$f$ weakly modular. How to prove that the order of vanishing $v_p(f)$ is well defined for $p\in SL_2(\mathbb{Z}) \setminus H$ I'm studying the proof of Lemma 1.6.6 in this Lecture notes page 16 


Lemma If $f$  is weakly modular of weight $k,$ the order of vanishing $
v_p(f)$ is well defined for $p\in SL_2(\mathbb{Z}) \setminus
 H.$


I have difficulty to understand the proof, can someone explain to me how to prove this ?
Thanks !
 A: I'm going to replace $z$ by $\gamma z$ on the left side of the original question, so that i can replace the limit $z \to \gamma p$ by $z \to p$. So it becomes 
$\lim_{z\to p}(\gamma z- \gamma p)^{-n}f(\gamma z)=\lim_{z\to p}(\gamma z- \gamma p)^{-n}j(\gamma, p)^kf(z)$
If $\gamma z= \frac{az+b}{cz+d}$, then doing the algebra (making common denominator etc) shows
$\gamma z -\gamma p =\frac{(z-p)(ad-bc)}{(cz+d)(cp+d)}=\frac{(z-p)}{(cz+d)(cp+d)}$
since $ad-bc=1$
Hence the limit becomes 
$$\lim_{z \to p}\frac{(z-p)^{-n}}{(cz+d)^{-n}(cp+d)^{-n}}j(\gamma, p)^kf(z)$$
$$=\lim_{z \to p}(cz+d)^n(cp+d)^nj(\gamma, p)^k(z-p)^{-n}f(z)$$
$$=\lim_{z \to p}(cz+d)^n(cp+d)^nj(\gamma, p)^k(z-p)^{-n}f(z)$$
$$=\lim_{z \to p}j(\gamma, p)^{2n+k}(z-p)^{-n}f(z)$$
because when $z \to p$, $cz+d \to cp+d =j(\gamma, p)$.
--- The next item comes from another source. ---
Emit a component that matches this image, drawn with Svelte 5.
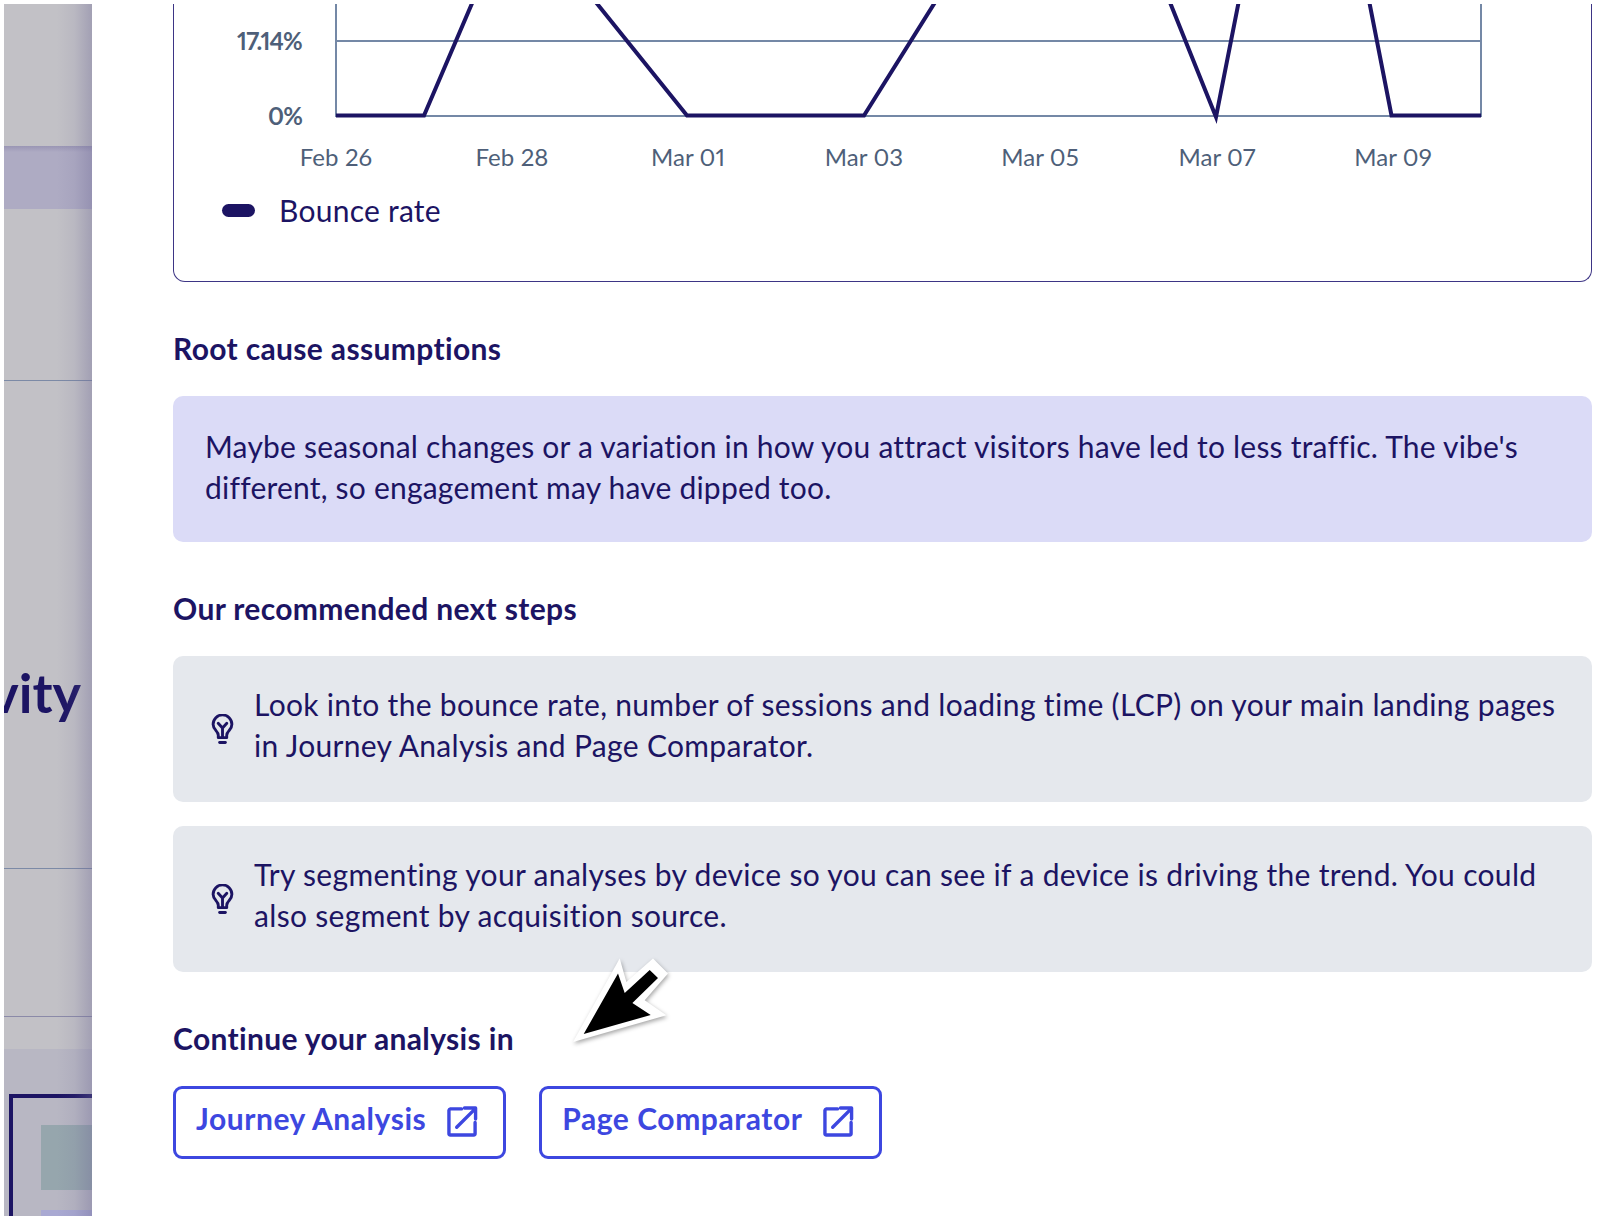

Then all this implies the order at $\gamma p$ and order at $p$ are the same because (by definition of order) the order is the largest number $n$ such that each side (of the line in the original question) is non-zero; we've shown the sides are equal for every $n$.